The students and faculty who protested against their own administration in 1968 were fighting for an end to racial discrimination and bias in academics.  In a white dominated society, students who belonged to various “minority” groups felt that they were not learning things in school that pertained to their own cultures and lives.  Upset by this lack of academic equality, students challenged their administration to offer courses and programs that would allow for greater equality in education with regard to non-whites.  They achieved a great step towards their end goal when, after holding one of the longest student strikes in United States history, the protesters managed to get the university to create a College of Ethnic studies.  
Monteiro argues that traditional history classes would actually be outlawed under HB 2281 because they 'primarily teach the history of white people and white studies'.  I would agree with this statement based on the kind of education that I have received throughout my academic career.  
Schools have always had various standards with regard to what should be taught in schools, standards that base themselves on ideals of a white dominated society.  The result is an education system that better adheres to a white perspective.  In turn, this education creates students that see history from the same perspective, perpetuating white influence and dominance in society.   

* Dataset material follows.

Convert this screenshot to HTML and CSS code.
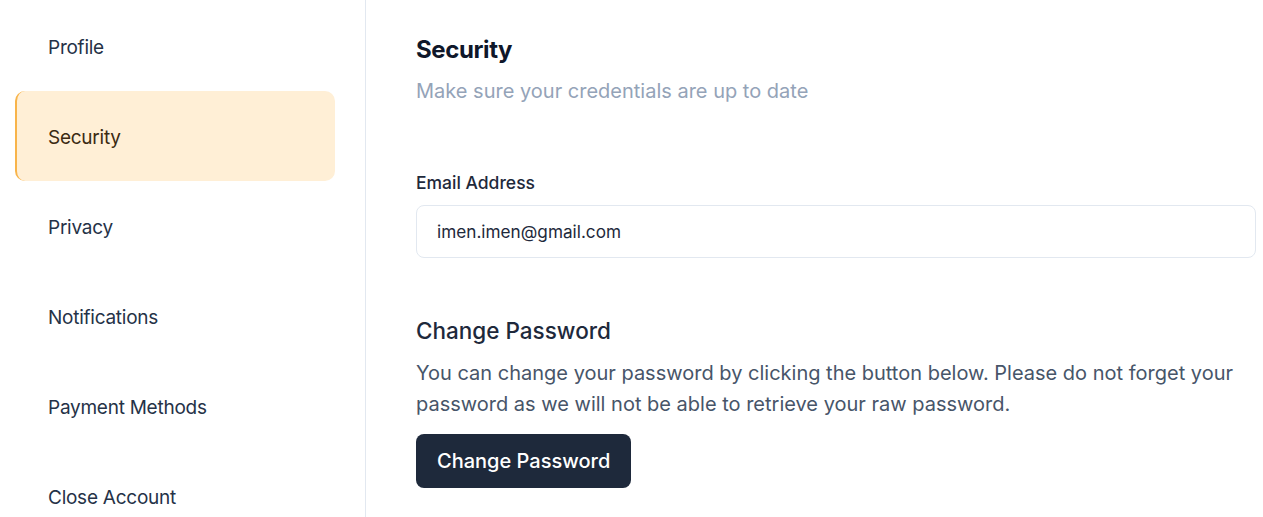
FILE: index.html
```html
<!DOCTYPE html>
<html lang="en">
<head>
<meta charset="utf-8">
<title>Security settings</title>
<link rel="stylesheet" href="styles.css">
</head>
<body>
<div class="layout">
  <nav class="sidebar">
    <a class="nav-item">Profile</a>
    <a class="nav-item active">Security</a>
    <a class="nav-item">Privacy</a>
    <a class="nav-item">Notifications</a>
    <a class="nav-item">Payment Methods</a>
    <a class="nav-item">Close Account</a>
  </nav>
  <main class="content">
    <h1 class="title">Security</h1>
    <p class="subtitle">Make sure your credentials are up to date</p>
    <label class="label">Email Address</label>
    <div class="input">imen.imen@gmail.com</div>
    <h2 class="section-title">Change Password</h2>
    <p class="desc">You can change your password by clicking the button below. Please do not forget your password as we will not be able to retrieve your raw password.</p>
    <button class="btn">Change Password</button>
  </main>
</div>
</body>
</html>
```
FILE: styles.css
```css
* { box-sizing: border-box; }
html, body { margin: 0; padding: 0; background: #fff; }
body { font-family: Inter, "Noto Sans", sans-serif; color: #1e293b; }
.layout { display: flex; height: 517px; overflow: hidden; }
.sidebar {
  width: 366px;
  flex-shrink: 0;
  border-right: 1px solid #e2e8f0;
  padding: 1px 30px 0 15px;
  display: flex;
  flex-direction: column;
}
.nav-item {
  height: 90px;
  flex-shrink: 0;
  display: flex;
  align-items: center;
  padding: 2px 0 0 33px;
  font-size: 19px;
  color: #253247;
  border-radius: 10px;
  letter-spacing: -0.25px;
}
.nav-item.active {
  background: #ffefd6;
  border-left: 2px solid #f8b44a;
  padding-left: 31px;
  color: #3b2a12;
}
.content {
  flex: 1;
  padding: 34px 7px 0 50px;
  display: flex;
  flex-direction: column;
  align-items: flex-start;
}
.title { margin: 0; font-size: 24px; line-height: 32px; font-weight: 700; color: #0f172a; letter-spacing: -0.4px; }
.subtitle { margin: 11px 0 0; font-size: 20px; line-height: 28px; color: #94a3b8; }
.label { margin-top: 66px; font-size: 17.5px; line-height: 24px; font-weight: 500; color: #1e293b; }
.input {
  margin-top: 10px;
  width: 100%;
  height: 53px;
  border: 1px solid #e2e8f0;
  border-radius: 8px;
  padding: 0 20px;
  display: flex;
  align-items: center;
  font-size: 17.2px;
  color: #1e293b;
}
.section-title { margin: 57px 0 0; font-size: 22.5px; line-height: 32px; font-weight: 500; color: #1e293b; }
.desc { margin: 11px 0 0; font-size: 20px; line-height: 31px; color: #475569; }
.btn {
  margin-top: 14px;
  height: 54px;
  padding: 0 21px;
  border: none;
  border-radius: 8px;
  background: #1e293b;
  color: #fff;
  font-family: inherit;
  font-size: 20px;
  font-weight: 500;
}
```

Before a high school teacher of mine taught us about all of these problems and how they still affect many Americans today, I unquestionably learned the historical perspective that we have all been designed to adhere to.  From this High School teacher I learned that, quite often, the truth to histories taught in schools is either skewed or even outright dismissed.  As I have said in class, what is often represented is a “glorified” version of the past that hides certain truths to uphold a more positive image of white history.  An example that exemplifies this idea is the topic of slavery in the United States.  Most often, the typical high school history class will go over the topic of slavery, discuss the idea that yes, whites once owned slaves and that this segment of history is negative, but hardly is this history done justice with regard to conveying how brutally oppressive this time period was.  What we end up learning is the version of history that represents the actions of whites in as positive a way as can be.  Since this is the type of history that is always represented to us, then, under HB2281, these classes would also be outlawed for their focus on a single ethnic group’s perspective.